While the amount of rent alone is not entirely disposi-tive of the issue of whether objectively the waiver was intelligently bargained for, nonetheless, it is the starting point. Where delapidated premises are rented to persons for prices which are equal to or almost equal to those charged for adequate housing, then the burden should be upon the landlord to show the market conditions which require him to charge the rents he charges and to justify the contract by demonstrating that due to peculiar conditions his overall rate of return to capital and his own labor does not exceed a fair rate of return.
*406I believe that the majority opinion is a philosophical speech which is not only uncalled for, but which demonstrates a totally deficient lack of refinement. As with all populist pronouncements in the modern world, the majority opinion has attempted to use a cudgel wielded by a cyclops to do work which can be accomplished only by' a skilled athlete using a rapier. There is substantial wisdom to the common law tradition which countenances evolution of the decisional law only in the context of real cases and controversies. Discrete changes predicated on detailed development of factual situations helps preclude cyclopsesque blundering, i.e., the making of grandiose policy upon insufficient information.

 I have pondered whether I should disqualify myself in this case based on the fact that I own two substantial residential rental developments as disclosed by my conflict of interest statement on file in the office of the Clerk of the Supreme Court. No motion was made for my disqualification; nonetheless, I feel called upon to explain why I have decided it proper for me to sit on this case. My ownership of residential property extends to only two develop*397ments, Covered Bridge Terrace in Philippi, West Virginia, and Forest Festival Terrace in Elkins, West Virginia, the first of which was built in 1976-77 and the second in 1978-79. Both projects are the largest developments in their respective market areas and each represents the most modern and, concomitantly, the most expensive rental dwelling units available in each’s respective county. Both were constructed under the supervision of a licensed architect and meet all fire, health, and safety codes and all units are complete with all appliances, heat, air conditioning, and better than 85% of them have two bathrooms. Each project has a person responsible for maintenance.
Accordingly, it does not appear that the case under consideration, dealing as it does primarily with slum property, has any greater applicability to me personally than the majority of cases involving public questions.
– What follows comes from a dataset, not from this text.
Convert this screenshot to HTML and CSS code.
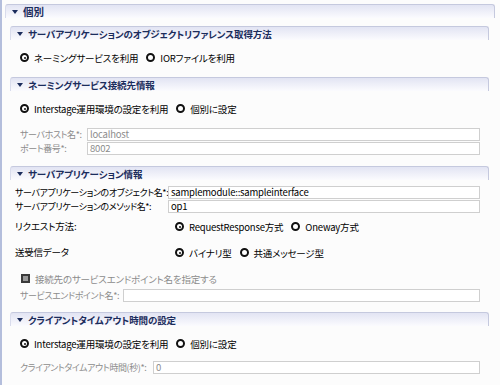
FILE: index.html
```html
<!DOCTYPE html>
<html lang="ja">
<head>
    <meta charset="UTF-8">
    <meta name="viewport" content="width=device-width, initial-scale=1.0">
    <title>個別</title>
    <link rel="stylesheet" href="styles.css">
</head>
<body>
    <div class="page">
        <!-- top section -->
        <div class="bar bar-top"><span class="twisty"></span>個別</div>

        <!-- object reference -->
        <div class="sub sub-ref">
            <div class="bar"><span class="twisty"></span>サーバアプリケーションのオブジェクトリファレンス取得方法</div>
            <div class="radios radios-ref">
                <span class="opt"><span class="radio checked"></span>ネーミングサービスを利用</span>
                <span class="opt"><span class="radio"></span>IORファイルを利用</span>
            </div>
        </div>

        <!-- naming service -->
        <div class="sub sub-naming">
            <div class="bar"><span class="twisty"></span>ネーミングサービス接続先情報</div>
            <div class="radios radios-naming">
                <span class="opt"><span class="radio checked"></span>Interstage運用環境の設定を利用</span>
                <span class="opt"><span class="radio"></span>個別に設定</span>
            </div>
            <div class="fields fields-naming">
                <label class="lbl dim">サーバホスト名*:</label>
                <div class="input dim">localhost</div>
                <label class="lbl dim">ポート番号*:</label>
                <div class="input dim">8002</div>
            </div>
        </div>

        <!-- server application -->
        <div class="sub sub-app">
            <div class="bar"><span class="twisty"></span>サーバアプリケーション情報</div>
            <div class="fields fields-app">
                <label class="lbl">サーバアプリケーションのオブジェクト名*:</label>
                <div class="input">samplemodule::sampleinterface</div>
                <label class="lbl">サーバアプリケーションのメソッド名*:</label>
                <div class="input">op1</div>
            </div>
            <div class="choice choice-req">
                <span class="lbl">リクエスト方法:</span>
                <div class="radios">
                    <span class="opt"><span class="radio checked"></span>RequestResponse方式</span>
                    <span class="opt"><span class="radio"></span>Oneway方式</span>
                </div>
            </div>
            <div class="choice choice-data">
                <span class="lbl">送受信データ</span>
                <div class="radios">
                    <span class="opt"><span class="radio checked"></span>バイナリ型</span>
                    <span class="opt"><span class="radio"></span>共通メッセージ型</span>
                </div>
            </div>
            <div class="check-row">
                <span class="checkbox"></span>接続先のサービスエンドポイント名を指定する
            </div>
            <div class="fields fields-endpoint">
                <label class="lbl dim">サービスエンドポイント名*:</label>
                <div class="input"></div>
            </div>
        </div>

        <!-- client timeout -->
        <div class="sub sub-timeout">
            <div class="bar"><span class="twisty"></span>クライアントタイムアウト時間の設定</div>
            <div class="radios radios-timeout">
                <span class="opt"><span class="radio checked"></span>Interstage運用環境の設定を利用</span>
                <span class="opt"><span class="radio"></span>個別に設定</span>
            </div>
            <div class="fields fields-timeout">
                <label class="lbl dim">クライアントタイムアウト時間(秒)*:</label>
                <div class="input dim">0</div>
            </div>
        </div>
    </div>
</body>
</html>
```

FILE: styles.css
```css
html, body {
    margin: 0;
    height: 100%;
}

body {
    font-family: "Noto Sans CJK JP", "Noto Sans", sans-serif;
    font-size: 9.5px;
    font-feature-settings: "palt";
    letter-spacing: -0.2px;
    color: #000;
    background-color: #fcfcfc;
    border-left: 2px solid #b4bedc;
    box-sizing: border-box;
}

.page {
    padding: 4px 5px 0 3px;
}

/* section title bars */
.bar {
    display: flex;
    align-items: center;
    height: 13px;
    padding-left: 6px;
    font-weight: bold;
    font-size: 9.5px;
    letter-spacing: -0.1px;
    color: #1b2c5c;
    white-space: nowrap;
    background: linear-gradient(to bottom, #e2e4f3, #fbfbfe);
    border: 1px solid #c5c9de;
    border-bottom: none;
    border-left-color: #d9dcec;
    border-radius: 3px 3px 0 0;
}

.bar-top {
    font-size: 10.5px;
}

.twisty {
    width: 0;
    height: 0;
    border-left: 3px solid transparent;
    border-right: 3px solid transparent;
    border-top: 4px solid #1b2c5c;
    margin-right: 5px;
}

.sub {
    margin: 0 6px 0 5px;
}

.sub-ref { margin-top: 8px; }
.sub-naming { margin-top: 13px; }
.sub-app { margin-top: 11px; }
.sub-timeout { margin-top: 10px; }

/* radio groups */
.radios {
    display: flex;
    align-items: center;
    gap: 8px;
    height: 13px;
    white-space: nowrap;
}

.radios-ref,
.radios-naming,
.radios-timeout {
    margin: 11px 0 0 10px;
}

.opt {
    display: flex;
    align-items: center;
}

.radio {
    position: relative;
    width: 9px;
    height: 9px;
    border: 2px solid #111;
    border-radius: 50%;
    box-sizing: border-box;
    background: #fff;
    margin-right: 5px;
}

.radio.checked::after {
    content: "";
    position: absolute;
    left: 1.5px;
    top: 1.5px;
    width: 2px;
    height: 2px;
    border-radius: 50%;
    background: #111;
}

/* label + input rows */
.fields {
    display: grid;
    row-gap: 1px;
    padding: 0 9px 0 5px;
    align-items: center;
}

.fields .lbl {
    font-size: 9px;
    letter-spacing: -0.4px;
    overflow: hidden;
}

.fields-naming {
    grid-template-columns: 67px 1fr;
    margin-top: 13px;
    padding-left: 10px;
}

.fields-app {
    grid-template-columns: 153px 1fr;
    margin-top: 6px;
}

.fields-endpoint {
    grid-template-columns: 103px 1fr;
    margin-top: 4px;
    padding-left: 10px;
}

.fields-timeout {
    grid-template-columns: 133px 1fr;
    margin-top: 11px;
    padding-left: 10px;
}

.lbl {
    white-space: nowrap;
    line-height: 13px;
}

.dim {
    color: #8c8c8c;
}

.input {
    height: 13px;
    line-height: 11px;
    padding: 0 2px;
    border: 1px solid #cfcfcf;
    background: #fff;
    box-sizing: border-box;
    white-space: nowrap;
    overflow: hidden;
}

.choice {
    display: flex;
    align-items: center;
    padding-left: 5px;
}

.choice .lbl {
    width: 160px;
}

.choice-req { margin-top: 7px; }
.choice-data { margin-top: 13px; }

.check-row {
    display: flex;
    align-items: center;
    height: 13px;
    margin: 13px 0 0 11px;
    color: #8c8c8c;
}

.checkbox {
    width: 9px;
    height: 9px;
    border: 2px solid #3a3a3a;
    background: #9a9a9a;
    box-sizing: border-box;
    margin-right: 5px;
}
```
 While states which are considered more predominantly rural than urban have adopted an implied covenant of habitability, their adoptions are not considered “leading” decisions. In fact, it is rare to find a rural state case applying a covenant of habitability to afford a tenant relief when conditions similar to those existing in urban areas have not been demonstrated. See Steele v. Latimer, 214 Kan. 329, 521 P.2d 304 (1974); Todd v. May, 6 Conn. Cir. Ct. 731, 316 A.2d 793 (1973); Kline v. Burns, 111 N.H. 87, 276 A.2d 248 (1971). This in no way implies that only tenants in urban areas deserve the protection of a covenant of habitability, but rather only that the conditions leading to adoption of the implied covenant in urban areas are the type of conditions which we should keep in mind in developing the proper application of the covenant in future cases.

 Boston Housing Authority involved rental premises found by the city inspection department to “... endanger or materially impair the health or safety, and the wellbeing of any tenant therein or persons occupying [the] ... property.” In Green, the premises under consideration had been found to violate eighty housing code provisions and were subject to condemnation hearings, while in Javins 1500 housing regulation violations were cited.
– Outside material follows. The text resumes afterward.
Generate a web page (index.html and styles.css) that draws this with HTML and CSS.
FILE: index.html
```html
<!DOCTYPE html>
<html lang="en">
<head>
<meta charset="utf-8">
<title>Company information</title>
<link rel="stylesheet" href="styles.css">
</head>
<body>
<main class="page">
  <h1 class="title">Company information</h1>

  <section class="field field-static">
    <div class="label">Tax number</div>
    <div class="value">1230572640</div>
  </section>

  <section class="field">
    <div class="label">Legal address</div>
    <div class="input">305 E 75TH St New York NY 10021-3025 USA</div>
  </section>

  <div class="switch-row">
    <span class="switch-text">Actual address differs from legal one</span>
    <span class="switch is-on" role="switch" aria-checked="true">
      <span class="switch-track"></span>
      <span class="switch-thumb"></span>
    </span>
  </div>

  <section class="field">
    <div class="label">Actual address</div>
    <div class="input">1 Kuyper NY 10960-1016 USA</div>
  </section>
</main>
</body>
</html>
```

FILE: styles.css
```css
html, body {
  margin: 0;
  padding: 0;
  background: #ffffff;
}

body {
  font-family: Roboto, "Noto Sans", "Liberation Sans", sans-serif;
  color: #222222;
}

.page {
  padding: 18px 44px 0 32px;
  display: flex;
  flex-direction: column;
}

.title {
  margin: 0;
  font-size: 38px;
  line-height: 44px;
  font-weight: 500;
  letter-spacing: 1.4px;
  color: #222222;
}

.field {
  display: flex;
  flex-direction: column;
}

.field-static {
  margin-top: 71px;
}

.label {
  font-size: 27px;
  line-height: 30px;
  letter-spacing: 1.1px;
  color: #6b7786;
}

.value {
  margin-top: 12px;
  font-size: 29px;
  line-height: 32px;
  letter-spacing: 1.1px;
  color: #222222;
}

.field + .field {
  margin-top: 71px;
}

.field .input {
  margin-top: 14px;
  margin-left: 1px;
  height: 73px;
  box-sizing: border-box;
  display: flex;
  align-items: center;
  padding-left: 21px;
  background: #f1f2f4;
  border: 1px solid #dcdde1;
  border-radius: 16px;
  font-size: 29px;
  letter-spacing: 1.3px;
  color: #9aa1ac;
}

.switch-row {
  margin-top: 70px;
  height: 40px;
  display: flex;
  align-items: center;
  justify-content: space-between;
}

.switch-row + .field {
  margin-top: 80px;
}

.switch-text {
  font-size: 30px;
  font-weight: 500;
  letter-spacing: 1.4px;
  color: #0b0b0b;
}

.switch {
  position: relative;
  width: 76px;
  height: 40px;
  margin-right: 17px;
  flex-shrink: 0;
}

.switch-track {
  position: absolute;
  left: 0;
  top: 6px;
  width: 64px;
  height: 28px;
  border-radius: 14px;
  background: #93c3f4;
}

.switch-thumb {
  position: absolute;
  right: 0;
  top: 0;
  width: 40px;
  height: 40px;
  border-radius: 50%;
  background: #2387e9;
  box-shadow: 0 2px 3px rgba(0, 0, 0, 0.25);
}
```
 According to a spokesman for the Department of Housing and Urban Development, over six million dollars are available in fiscal year 1979 for construction of rental housing to serve lower income persons. As these units are extensively regulated, 24 C.F.R. 880.111, there exists no problem with their being habitable, at least at the time they are first completed.

 A good example is the federal urban renewal program enacted in 1949 to:
... eliminate substandard and other inadequate housing through clearance of slums and blighted areas;
... stimulate sufficient housing production and community development to remedy the housing shortage;
... realize the goal of a decent home and a suitable living environment for every American family.”
These goals were laudable but not practical; instead of improving living conditions, the program actually decreased the supply of low-rent housing. Between 1950 and 1960, approximately 126,000 housing units were destroyed under the urban renewal program while only approximately 28,000 were completed in the same decade. The destroyed homes were almost exclusively low-rent units costing less than $100 a month; the new homes rented in 1962 at an average rental of $195 a month. Hence it was virtually impossible for any person displaced by urban renewal to return unless he could get admitted to public housing units, only 3,000 of which were constructed. The net effect was that those who before urban renew*401al had poor housing had none after urban renewal. See M. Anderson, Fiasco of Urban Renewal, Harvard Bsns. R. Vol. 43, January 1965, pp. 6-8+.
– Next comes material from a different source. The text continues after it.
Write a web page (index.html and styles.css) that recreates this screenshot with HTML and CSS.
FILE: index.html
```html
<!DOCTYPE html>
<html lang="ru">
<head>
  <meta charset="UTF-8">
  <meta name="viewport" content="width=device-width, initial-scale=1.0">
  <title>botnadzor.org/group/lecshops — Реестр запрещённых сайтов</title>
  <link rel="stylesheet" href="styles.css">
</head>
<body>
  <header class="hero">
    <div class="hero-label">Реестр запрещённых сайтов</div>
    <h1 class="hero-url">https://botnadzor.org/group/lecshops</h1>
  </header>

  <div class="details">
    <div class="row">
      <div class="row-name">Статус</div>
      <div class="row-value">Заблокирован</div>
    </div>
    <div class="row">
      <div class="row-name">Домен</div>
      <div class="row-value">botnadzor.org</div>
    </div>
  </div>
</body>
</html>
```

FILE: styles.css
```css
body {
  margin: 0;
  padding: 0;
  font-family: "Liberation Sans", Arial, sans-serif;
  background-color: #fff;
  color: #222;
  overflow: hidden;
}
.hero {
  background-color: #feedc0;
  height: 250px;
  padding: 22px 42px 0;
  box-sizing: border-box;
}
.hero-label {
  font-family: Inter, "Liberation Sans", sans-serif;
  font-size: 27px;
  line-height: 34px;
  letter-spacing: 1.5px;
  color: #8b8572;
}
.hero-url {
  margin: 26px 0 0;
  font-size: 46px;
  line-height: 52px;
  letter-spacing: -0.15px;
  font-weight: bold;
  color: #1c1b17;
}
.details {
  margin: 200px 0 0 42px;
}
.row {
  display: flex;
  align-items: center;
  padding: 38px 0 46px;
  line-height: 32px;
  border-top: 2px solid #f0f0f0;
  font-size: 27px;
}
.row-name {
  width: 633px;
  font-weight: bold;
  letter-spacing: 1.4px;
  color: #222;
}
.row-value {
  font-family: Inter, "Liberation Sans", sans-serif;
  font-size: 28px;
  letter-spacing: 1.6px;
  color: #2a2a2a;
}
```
 Perhaps some of the most grievous examples of poor housing in West Virginia are found when the tenants are also students; however, the student-tenant probably also presents the best example of possible intelligent bargaining leading to low rent and a waiver of the covenant of habitability. If a group of male students prefer to spend their money on the purchase of beer, the playing of pool, and the chasing of women instead of paying rent for luxurious accommodations, then they should be permitted to do so. Students are frequently lessees of slum dwellings at rather high prices partially because very few landlords of well-maintained property are interested in renting to students. While there are many responsible students, landlords predicate their rental practices on statistical averages, and, on the average, students are less mindful of other people’s property than older persons. Furthermore, while the working family devote their premises to the nurture of their children and frequently dedicate it to the pursuit of peace and quiet as a relief from the pressures of the working world, the student is as likely to dedicate it to extensive social entertaining, and may be tempted to provide accommodations to as many of his friends as wish to use it as a transient abode. When there is a recognizable class of tenants who rejoice in “tearing the place apart” that pursuit must be accommodated in both the level of the rent and the quality of the dwelling.